The two other dark blue lines arise from different shapes of sampling distributions, where instead of being perfectly isotropic in the metric space, the variance is divided unequally across the dimensions. One case is geometric, N(0,pi) for some p less than 1 and another is a square root variation N(0,sqrt(i)) where i indexes the individual deviates. In this case we need the concept of "effective" dimension which we copied from another paper (Bretherton et al). The conclusion is that the shape of the distribution doesn't matter much compared to the effective dimension. Red and cyan results correspond to the cases that the truth is sampled from a distribution which is either narrower or broader than the models. Initially it may be counterintuitive that a "bad" ensemble (where the truth is miles away) has more relatively "good" models (better than the mean) but you can show this easily just by drawing a quick sketch - draw a rough oval for the ensemble, and consider the truth as being either close to the mean or miles away to one side. In each case, whether a model is better or worse than the mean is demarcated by a circle centred on the truth and passing through the ensemble mean. Any model inside the circle is better than the ensemble mean. In the case of the truth being miles away from the ensemble, this circle will contain a larger proportion of the ensemble volume - up to a limit of 50% in the case of very distant truth.

The remaining piece in the puzzle is to consider the effective dimension of the distribution in the actual case under consideration - the CMIP3 models and the climate system. Is it low, in which case we should have many models better than the mean, or high, in which case we shouldn't find (m)any at all? And can we say anything about whether the ensemble is relatively broad (meaning few models better than the ensemble mean) or too narrow (lots of them)? Stay tuned for the next exciting instalment...I'm so excited I can hardly sleep.


crandles said...

And it is so exciting because you have already concluded

"we find that the CMIP3 ensemble generally provides a rather good sample under the statistically indistinguishable paradigm, although it appears marginally over-dispersive and exhibits some modest biases"

Now I wonder whether a different conclusion would be exciting, or make you less inclined to blog about it, or was there some sarcasm about excitment? I think I will go with guessing that it is a very similar or identical conclusion.

Distinguishing between overdispersive because of too much weather noise or overdispersive because the trends have too great a variation seems important. I am wondering if comparing MMM to initial condition ensemble means might show different results than comparing MMM to a single individual ensemble members. Does the comparison of both provide additional useful information? Or am I asking silly questions?

James Annan said...

I only really blogged it because people kept should be interesting to those working in the area but not of any earth-shattering significance.

EliRabett said...

You will never be the next Steve McIntyre with that attitude

David B. Benson said...

Please don't shatter the earth.

Its the only one we have...

Carrick said...

It seems to me that the MMM will be better than any of the individual models only when it is not "nearly" centered on truth (I'm thinking the criterion for "nearly" should be a derivable quantity using the framework you've provided).

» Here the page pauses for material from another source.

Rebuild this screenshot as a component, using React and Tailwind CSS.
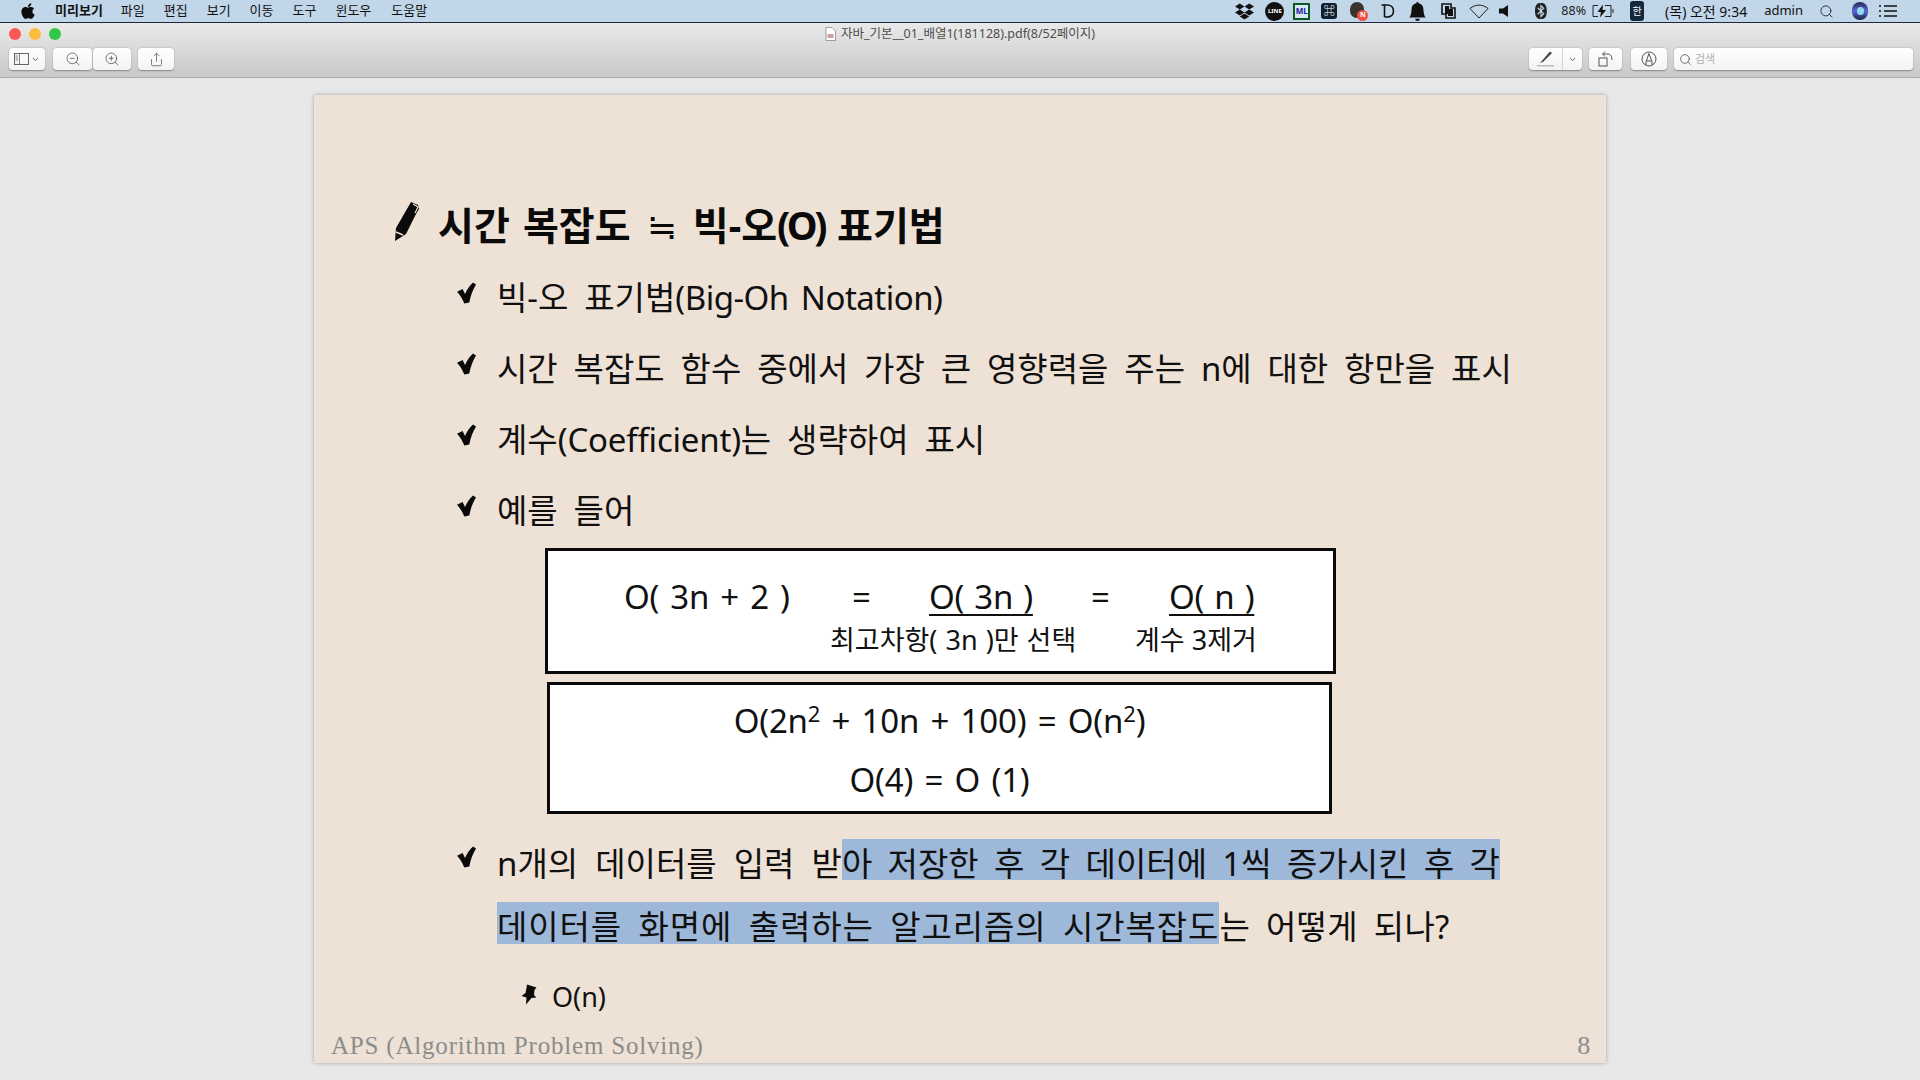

Center it on truth, and you are bound to have some individual models that are better than the MMM.

Doesn't that follow from your derived result that:

"the squared distance from obs to multi-model mean is less than the mean of the squared distances from the individual models to the obs, by an amount which equals the average of the squared distances from the models to their mean?"

James Annan said...

No, the MMM is likely to be better than all models when the ensemble is truth-centred (or close to it), because the models will be around one standard deviation from the truth but the MMM will be substantially closer. That's what the red lines in the plot show. It also depends on the number of dimensions though.

Carrick said...

James You're absolutely right... if the MMM is exactly centered on the truth, by definition it will to do as well or better than any of the individual models. Oops.

William M. Connolley said...

"Stoat with a rabbit's throat", surely. But thank you for doing this. As far as I can see it looks entirely plausible, and the results seem to fit what one finds for low-dimensions.

I actually think this is more interesting than the previous result so I hope you'll pad out your paper with is.

James Annan said...

Oh this (and associated analysis of the IPCC models) makes up the bulk of the manuscript - I didn't think the first result was enough to publish by itself, especially as I thought at the time it was pretty widely known.